-- Provided data --

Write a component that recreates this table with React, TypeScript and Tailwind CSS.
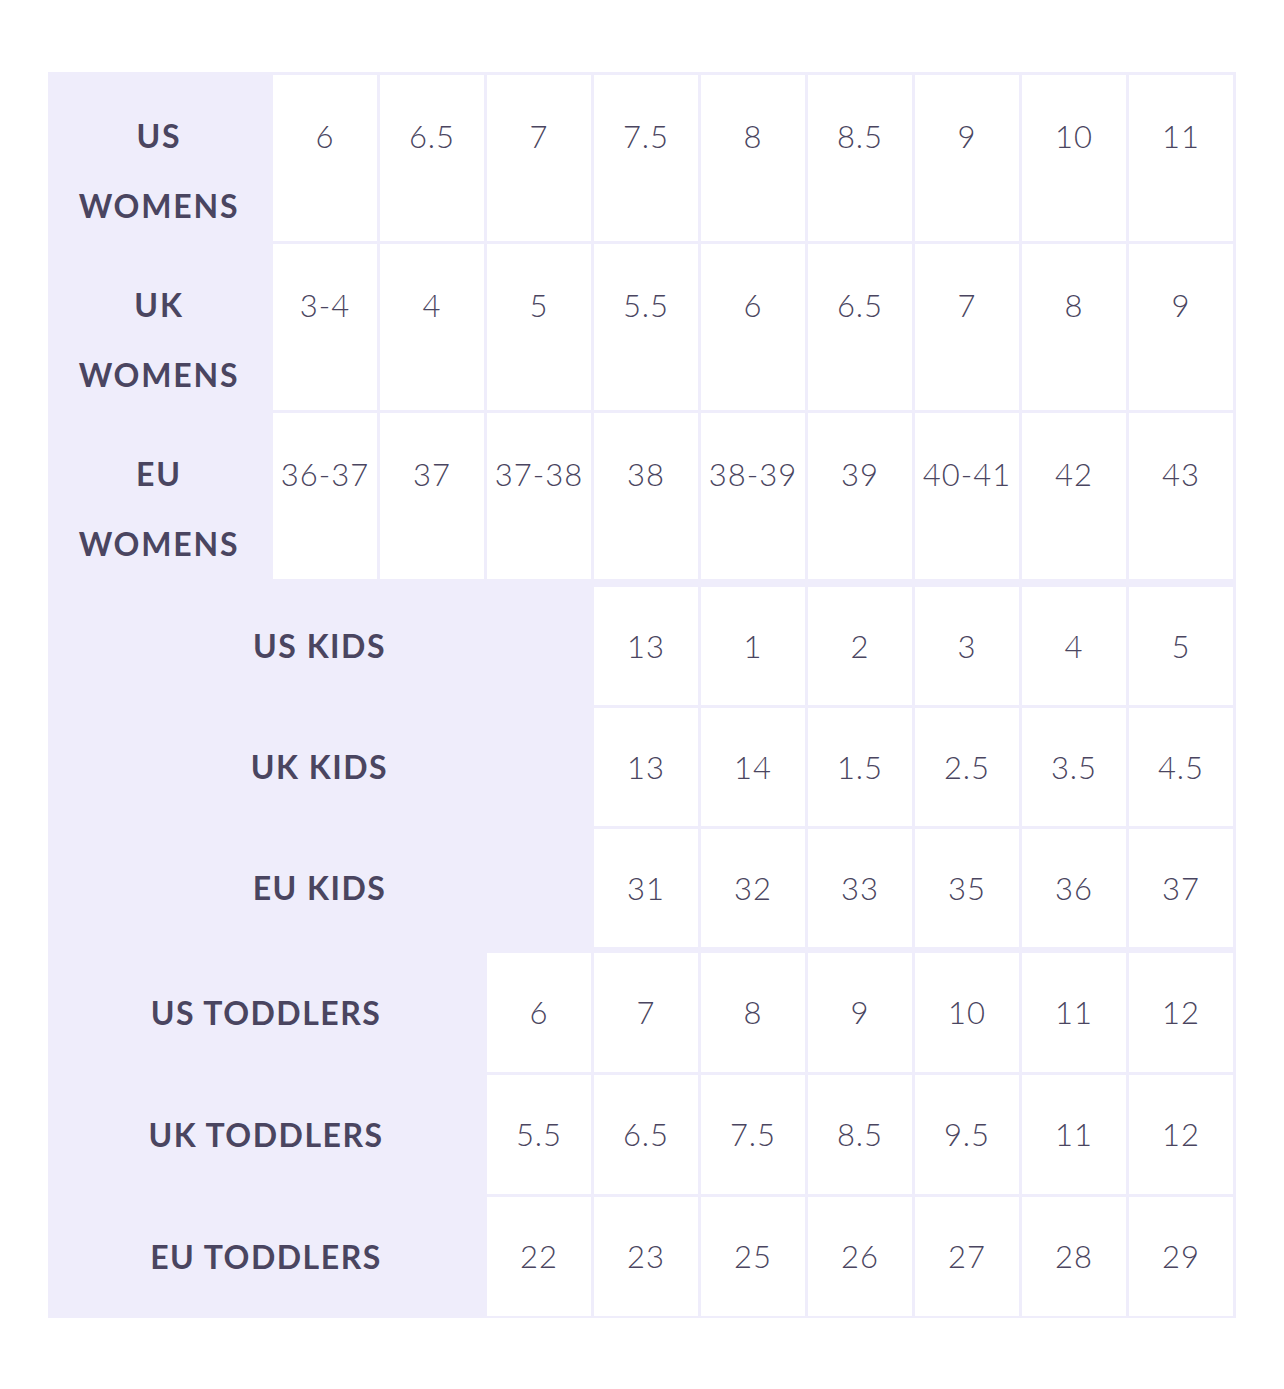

==

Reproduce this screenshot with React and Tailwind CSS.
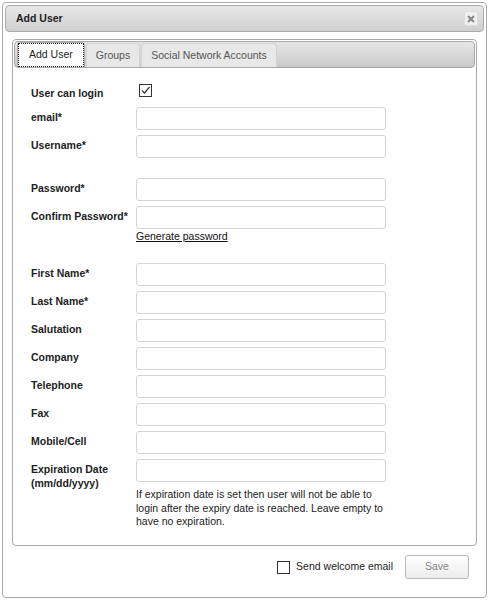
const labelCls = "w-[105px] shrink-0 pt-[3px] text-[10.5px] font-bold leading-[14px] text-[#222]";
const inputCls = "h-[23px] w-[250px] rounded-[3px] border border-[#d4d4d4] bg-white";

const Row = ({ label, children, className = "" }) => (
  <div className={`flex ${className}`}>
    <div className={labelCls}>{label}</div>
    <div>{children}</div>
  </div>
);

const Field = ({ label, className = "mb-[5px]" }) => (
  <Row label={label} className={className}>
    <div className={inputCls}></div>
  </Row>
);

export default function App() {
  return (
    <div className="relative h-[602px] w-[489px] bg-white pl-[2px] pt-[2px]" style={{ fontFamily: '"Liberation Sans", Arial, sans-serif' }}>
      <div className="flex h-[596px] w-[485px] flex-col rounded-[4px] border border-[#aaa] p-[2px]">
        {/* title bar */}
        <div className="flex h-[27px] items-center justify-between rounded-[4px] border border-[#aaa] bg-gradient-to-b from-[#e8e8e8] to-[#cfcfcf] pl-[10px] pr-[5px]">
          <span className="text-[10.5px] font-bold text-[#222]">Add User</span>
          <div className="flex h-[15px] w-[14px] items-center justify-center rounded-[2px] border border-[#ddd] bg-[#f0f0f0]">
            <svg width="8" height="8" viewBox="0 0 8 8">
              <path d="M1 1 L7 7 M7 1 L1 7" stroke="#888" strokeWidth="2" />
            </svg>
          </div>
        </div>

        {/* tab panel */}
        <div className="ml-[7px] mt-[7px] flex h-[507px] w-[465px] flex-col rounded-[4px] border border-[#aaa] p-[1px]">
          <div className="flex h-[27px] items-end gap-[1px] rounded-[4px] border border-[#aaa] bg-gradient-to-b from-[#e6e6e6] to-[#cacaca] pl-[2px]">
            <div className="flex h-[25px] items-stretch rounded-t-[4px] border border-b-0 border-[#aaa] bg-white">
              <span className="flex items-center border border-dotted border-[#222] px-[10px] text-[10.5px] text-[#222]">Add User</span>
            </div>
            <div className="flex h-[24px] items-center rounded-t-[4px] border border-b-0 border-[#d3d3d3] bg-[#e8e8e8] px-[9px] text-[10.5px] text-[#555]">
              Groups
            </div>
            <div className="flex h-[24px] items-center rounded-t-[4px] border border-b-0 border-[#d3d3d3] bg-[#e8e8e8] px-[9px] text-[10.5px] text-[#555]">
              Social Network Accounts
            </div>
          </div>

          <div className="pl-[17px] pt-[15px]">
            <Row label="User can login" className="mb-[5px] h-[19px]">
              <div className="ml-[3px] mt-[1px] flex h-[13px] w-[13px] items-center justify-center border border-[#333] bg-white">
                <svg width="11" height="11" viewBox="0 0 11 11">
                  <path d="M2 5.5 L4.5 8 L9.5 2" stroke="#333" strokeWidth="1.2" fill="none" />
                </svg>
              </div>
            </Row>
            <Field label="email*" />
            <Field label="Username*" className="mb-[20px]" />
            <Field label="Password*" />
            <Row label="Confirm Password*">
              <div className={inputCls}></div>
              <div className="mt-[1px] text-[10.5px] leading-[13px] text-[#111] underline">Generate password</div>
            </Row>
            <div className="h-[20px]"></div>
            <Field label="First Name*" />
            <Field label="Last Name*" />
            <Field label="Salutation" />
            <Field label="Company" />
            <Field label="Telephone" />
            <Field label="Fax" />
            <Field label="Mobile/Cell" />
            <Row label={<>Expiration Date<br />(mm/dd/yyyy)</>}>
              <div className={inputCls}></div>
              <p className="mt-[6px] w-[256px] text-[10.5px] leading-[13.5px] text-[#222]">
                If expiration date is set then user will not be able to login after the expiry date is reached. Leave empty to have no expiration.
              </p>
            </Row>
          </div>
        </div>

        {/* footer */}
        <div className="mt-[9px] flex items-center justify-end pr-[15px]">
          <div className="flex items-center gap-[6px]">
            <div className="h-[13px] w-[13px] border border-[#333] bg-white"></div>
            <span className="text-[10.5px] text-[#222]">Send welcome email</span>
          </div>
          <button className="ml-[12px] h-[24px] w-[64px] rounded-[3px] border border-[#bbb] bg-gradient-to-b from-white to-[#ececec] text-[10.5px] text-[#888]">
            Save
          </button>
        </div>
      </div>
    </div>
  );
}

-- What you have to do --
Using the data above, which lines fall from the one with "Reproduce this screenshot" through the one with "w-[250px] rounded-[3px] border"? Repeat them exactly, ends included, minus any pictures.

-- Solution --
Reproduce this screenshot with React and Tailwind CSS.
const labelCls = "w-[105px] shrink-0 pt-[3px] text-[10.5px] font-bold leading-[14px] text-[#222]";
const inputCls = "h-[23px] w-[250px] rounded-[3px] border border-[#d4d4d4] bg-white";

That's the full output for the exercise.